• Provided data:
____

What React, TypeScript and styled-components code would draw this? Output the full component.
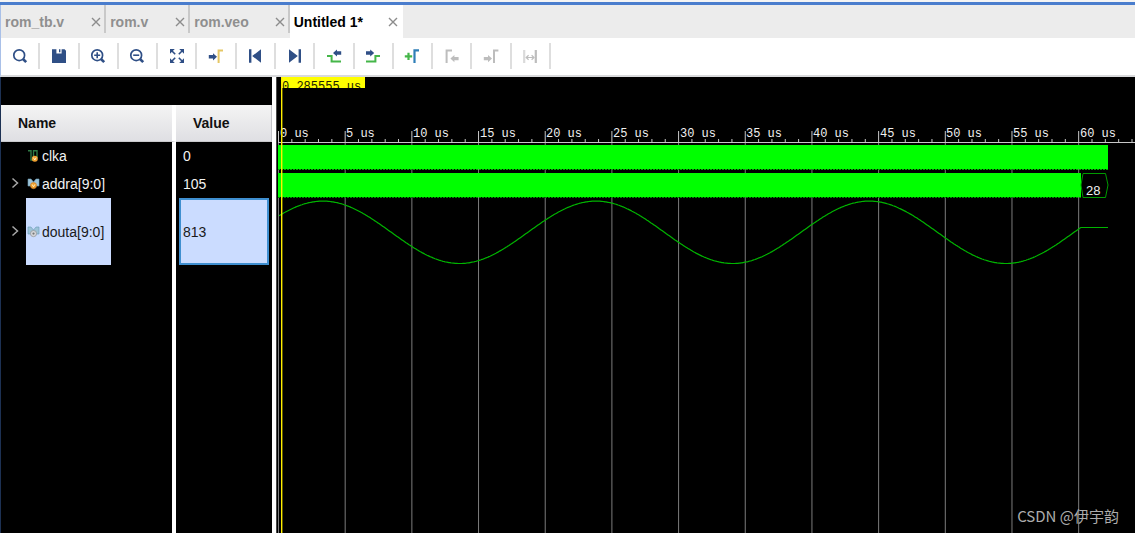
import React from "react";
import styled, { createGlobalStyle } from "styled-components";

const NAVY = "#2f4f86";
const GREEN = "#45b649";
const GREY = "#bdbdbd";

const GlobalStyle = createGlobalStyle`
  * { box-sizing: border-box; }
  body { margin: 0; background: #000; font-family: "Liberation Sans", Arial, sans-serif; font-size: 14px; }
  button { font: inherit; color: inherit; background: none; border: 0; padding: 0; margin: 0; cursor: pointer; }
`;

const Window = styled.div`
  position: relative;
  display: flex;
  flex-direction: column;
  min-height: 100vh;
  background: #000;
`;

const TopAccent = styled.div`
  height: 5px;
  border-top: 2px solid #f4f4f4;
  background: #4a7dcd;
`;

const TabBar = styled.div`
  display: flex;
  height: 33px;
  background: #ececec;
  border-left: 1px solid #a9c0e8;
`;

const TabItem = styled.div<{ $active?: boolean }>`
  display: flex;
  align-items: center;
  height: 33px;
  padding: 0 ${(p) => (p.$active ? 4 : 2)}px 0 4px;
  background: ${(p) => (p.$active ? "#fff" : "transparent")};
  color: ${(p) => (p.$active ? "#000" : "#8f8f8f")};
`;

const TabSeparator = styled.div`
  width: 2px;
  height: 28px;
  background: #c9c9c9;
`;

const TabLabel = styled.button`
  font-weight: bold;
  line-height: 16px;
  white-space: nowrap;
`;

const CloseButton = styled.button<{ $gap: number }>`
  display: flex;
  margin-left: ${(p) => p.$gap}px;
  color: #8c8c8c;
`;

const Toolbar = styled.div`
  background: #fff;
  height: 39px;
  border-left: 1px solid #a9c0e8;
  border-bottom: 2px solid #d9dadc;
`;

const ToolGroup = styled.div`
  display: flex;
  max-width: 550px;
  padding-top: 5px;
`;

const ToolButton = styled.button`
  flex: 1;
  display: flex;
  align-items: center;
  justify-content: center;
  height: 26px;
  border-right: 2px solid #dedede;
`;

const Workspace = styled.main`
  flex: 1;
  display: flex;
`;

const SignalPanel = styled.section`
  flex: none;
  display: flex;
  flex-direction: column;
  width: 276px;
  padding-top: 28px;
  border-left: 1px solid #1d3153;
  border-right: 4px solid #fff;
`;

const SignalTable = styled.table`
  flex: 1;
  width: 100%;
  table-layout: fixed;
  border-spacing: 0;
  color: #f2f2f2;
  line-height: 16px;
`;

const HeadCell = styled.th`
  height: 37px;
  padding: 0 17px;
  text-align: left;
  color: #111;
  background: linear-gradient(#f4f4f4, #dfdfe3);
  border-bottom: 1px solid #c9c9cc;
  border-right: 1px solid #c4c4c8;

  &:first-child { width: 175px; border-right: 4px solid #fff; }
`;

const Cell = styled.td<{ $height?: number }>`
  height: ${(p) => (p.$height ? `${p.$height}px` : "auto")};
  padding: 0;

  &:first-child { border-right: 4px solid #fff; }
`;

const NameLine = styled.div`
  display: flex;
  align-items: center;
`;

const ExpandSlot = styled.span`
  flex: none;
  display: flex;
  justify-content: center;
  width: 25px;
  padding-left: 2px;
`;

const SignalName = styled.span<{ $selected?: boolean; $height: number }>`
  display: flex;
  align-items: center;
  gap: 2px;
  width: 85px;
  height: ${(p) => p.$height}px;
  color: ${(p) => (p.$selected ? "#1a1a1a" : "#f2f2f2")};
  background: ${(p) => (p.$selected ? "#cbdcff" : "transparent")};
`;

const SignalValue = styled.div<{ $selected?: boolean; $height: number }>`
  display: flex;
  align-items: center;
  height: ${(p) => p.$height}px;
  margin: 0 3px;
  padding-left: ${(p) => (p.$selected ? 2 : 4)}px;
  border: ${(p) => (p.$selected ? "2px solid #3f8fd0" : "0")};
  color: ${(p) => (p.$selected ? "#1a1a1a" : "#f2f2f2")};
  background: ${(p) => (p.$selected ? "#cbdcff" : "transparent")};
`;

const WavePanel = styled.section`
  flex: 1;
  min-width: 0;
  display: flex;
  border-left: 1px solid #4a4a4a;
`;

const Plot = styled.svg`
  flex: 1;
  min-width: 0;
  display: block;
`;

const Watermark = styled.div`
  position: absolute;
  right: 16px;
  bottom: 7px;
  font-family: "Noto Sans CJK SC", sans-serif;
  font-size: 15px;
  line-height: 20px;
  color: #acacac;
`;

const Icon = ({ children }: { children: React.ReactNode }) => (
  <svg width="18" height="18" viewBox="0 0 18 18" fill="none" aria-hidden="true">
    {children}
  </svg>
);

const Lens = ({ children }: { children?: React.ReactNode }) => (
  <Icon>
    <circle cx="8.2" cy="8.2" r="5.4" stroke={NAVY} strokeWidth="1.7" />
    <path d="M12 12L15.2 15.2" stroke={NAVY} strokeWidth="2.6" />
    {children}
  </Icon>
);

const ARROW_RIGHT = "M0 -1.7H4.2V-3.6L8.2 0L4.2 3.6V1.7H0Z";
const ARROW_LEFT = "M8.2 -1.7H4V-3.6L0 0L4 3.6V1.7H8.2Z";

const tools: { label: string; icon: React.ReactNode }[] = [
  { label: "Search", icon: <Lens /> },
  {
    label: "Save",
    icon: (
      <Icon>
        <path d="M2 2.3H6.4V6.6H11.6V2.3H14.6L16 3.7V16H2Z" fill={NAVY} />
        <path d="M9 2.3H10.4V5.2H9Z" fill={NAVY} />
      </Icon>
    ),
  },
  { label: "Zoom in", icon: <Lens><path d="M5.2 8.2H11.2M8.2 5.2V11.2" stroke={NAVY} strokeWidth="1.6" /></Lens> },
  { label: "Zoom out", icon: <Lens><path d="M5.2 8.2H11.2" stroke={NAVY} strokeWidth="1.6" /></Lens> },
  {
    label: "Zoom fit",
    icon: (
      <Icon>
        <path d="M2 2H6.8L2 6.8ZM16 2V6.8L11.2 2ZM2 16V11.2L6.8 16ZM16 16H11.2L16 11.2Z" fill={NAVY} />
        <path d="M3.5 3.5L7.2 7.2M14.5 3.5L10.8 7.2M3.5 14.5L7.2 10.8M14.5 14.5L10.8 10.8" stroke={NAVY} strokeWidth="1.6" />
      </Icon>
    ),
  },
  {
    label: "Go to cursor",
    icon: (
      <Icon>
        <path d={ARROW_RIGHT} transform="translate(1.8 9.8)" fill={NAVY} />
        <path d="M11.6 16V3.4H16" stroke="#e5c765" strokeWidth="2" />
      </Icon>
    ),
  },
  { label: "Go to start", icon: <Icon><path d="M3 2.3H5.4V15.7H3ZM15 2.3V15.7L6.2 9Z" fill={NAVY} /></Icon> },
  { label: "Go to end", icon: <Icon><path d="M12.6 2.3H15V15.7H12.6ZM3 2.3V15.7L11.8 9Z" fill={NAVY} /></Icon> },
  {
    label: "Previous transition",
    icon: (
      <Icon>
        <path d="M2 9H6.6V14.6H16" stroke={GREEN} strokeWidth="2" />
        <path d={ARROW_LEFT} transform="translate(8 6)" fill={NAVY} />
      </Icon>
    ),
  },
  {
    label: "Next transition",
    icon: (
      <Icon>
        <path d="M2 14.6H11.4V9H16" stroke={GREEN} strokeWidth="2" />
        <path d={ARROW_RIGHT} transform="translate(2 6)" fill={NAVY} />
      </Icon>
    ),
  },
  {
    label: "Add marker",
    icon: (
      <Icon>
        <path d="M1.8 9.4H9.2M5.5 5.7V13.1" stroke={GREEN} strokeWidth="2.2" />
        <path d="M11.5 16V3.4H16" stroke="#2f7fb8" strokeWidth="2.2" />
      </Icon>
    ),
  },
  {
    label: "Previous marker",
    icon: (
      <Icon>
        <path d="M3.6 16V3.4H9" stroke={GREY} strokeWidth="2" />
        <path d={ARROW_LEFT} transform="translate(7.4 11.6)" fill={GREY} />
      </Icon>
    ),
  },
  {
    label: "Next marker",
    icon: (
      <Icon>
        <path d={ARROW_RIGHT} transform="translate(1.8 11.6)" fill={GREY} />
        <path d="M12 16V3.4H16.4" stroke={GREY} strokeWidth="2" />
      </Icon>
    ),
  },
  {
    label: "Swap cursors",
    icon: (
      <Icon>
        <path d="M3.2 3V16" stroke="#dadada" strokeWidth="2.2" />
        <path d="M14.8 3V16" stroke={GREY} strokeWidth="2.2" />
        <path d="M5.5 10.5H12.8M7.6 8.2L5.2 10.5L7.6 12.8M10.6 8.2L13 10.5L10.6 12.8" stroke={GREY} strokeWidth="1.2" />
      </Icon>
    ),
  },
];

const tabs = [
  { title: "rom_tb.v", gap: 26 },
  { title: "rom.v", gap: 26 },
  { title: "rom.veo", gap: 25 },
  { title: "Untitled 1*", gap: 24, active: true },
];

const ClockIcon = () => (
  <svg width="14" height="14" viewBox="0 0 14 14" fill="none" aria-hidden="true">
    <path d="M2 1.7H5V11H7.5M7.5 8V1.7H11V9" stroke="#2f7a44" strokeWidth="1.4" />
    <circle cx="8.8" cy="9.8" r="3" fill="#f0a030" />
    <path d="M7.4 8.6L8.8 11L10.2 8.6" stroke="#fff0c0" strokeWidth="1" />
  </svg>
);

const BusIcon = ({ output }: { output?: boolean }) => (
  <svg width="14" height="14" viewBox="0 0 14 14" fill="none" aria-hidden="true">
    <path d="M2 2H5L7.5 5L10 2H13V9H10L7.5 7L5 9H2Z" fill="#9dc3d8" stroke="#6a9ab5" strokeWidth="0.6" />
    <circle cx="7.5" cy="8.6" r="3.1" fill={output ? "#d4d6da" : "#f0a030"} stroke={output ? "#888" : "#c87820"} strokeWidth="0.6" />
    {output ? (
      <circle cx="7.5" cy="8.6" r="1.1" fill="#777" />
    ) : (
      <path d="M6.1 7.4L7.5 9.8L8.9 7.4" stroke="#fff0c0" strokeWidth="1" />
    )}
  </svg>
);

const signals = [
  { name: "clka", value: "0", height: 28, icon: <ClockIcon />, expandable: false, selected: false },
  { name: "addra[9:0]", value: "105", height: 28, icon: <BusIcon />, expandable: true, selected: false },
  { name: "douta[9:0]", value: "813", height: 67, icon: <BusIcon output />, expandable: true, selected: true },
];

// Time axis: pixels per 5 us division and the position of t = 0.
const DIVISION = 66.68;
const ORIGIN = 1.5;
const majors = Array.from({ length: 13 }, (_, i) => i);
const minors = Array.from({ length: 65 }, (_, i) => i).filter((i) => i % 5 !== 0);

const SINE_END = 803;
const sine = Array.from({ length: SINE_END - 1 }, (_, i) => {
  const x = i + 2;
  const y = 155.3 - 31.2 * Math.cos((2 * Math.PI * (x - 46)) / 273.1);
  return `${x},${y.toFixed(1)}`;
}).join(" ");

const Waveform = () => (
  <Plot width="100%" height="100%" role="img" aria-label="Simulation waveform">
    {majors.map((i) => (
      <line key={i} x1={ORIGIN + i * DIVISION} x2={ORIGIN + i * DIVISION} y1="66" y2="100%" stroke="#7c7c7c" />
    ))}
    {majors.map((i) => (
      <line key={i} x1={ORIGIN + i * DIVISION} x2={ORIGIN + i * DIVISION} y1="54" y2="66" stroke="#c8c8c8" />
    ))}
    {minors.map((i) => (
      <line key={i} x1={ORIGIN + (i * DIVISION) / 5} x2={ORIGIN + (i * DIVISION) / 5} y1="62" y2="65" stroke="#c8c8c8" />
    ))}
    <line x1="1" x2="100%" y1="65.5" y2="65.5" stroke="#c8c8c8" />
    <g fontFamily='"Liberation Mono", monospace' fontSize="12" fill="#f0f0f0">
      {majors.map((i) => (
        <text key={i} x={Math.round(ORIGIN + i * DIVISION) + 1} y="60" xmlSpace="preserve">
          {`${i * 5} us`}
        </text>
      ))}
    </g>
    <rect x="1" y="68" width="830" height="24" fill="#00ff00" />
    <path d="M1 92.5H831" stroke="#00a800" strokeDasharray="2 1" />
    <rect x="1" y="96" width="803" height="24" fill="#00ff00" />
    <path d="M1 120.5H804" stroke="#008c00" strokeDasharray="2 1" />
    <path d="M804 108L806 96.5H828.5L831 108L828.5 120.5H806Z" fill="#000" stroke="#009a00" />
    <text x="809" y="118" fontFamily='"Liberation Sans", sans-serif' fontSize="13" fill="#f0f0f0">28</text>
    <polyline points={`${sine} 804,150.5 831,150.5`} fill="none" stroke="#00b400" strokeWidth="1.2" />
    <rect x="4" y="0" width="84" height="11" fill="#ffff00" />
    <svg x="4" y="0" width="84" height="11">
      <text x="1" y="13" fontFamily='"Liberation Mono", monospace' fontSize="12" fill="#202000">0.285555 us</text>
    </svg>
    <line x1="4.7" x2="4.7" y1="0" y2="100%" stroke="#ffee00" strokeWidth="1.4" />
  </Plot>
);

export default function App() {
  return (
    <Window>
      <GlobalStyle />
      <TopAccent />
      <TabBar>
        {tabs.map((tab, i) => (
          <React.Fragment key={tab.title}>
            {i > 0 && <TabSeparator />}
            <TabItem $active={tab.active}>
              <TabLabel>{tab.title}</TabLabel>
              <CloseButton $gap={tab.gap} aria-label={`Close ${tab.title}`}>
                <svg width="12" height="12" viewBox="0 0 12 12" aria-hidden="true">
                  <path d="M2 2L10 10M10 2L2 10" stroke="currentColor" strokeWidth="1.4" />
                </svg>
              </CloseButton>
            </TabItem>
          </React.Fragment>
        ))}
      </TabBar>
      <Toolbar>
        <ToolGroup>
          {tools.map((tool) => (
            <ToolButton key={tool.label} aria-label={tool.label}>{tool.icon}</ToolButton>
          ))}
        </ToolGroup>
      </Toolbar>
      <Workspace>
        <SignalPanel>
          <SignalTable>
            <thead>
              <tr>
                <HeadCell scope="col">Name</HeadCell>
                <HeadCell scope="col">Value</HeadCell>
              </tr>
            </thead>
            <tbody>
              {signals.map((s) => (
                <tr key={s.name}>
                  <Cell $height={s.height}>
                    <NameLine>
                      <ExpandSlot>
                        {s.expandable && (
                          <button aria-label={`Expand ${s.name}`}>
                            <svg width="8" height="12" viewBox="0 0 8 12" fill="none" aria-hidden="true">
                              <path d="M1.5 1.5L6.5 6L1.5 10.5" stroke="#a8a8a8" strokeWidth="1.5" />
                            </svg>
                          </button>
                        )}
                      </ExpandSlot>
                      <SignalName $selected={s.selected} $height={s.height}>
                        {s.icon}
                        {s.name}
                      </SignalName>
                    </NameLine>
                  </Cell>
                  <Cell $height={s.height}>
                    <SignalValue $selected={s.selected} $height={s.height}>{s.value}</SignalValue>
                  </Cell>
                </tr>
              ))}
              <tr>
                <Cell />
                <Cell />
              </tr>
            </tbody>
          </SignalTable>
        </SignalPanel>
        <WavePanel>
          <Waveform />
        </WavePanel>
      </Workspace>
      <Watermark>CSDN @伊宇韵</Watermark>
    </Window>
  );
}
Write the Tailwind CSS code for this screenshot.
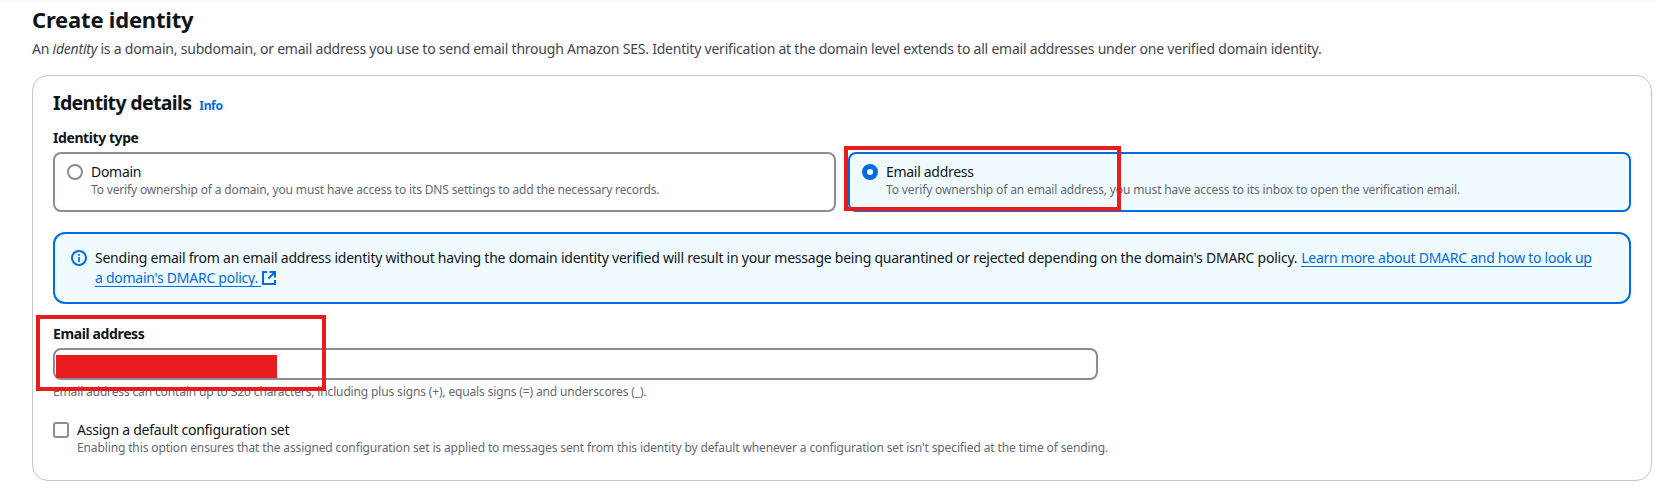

____

• Exercise goal: Copy out every line from the records that has the word "this".

• The output:
What React, TypeScript and styled-components code would draw this? Output the full component.
Write the Tailwind CSS code for this screenshot.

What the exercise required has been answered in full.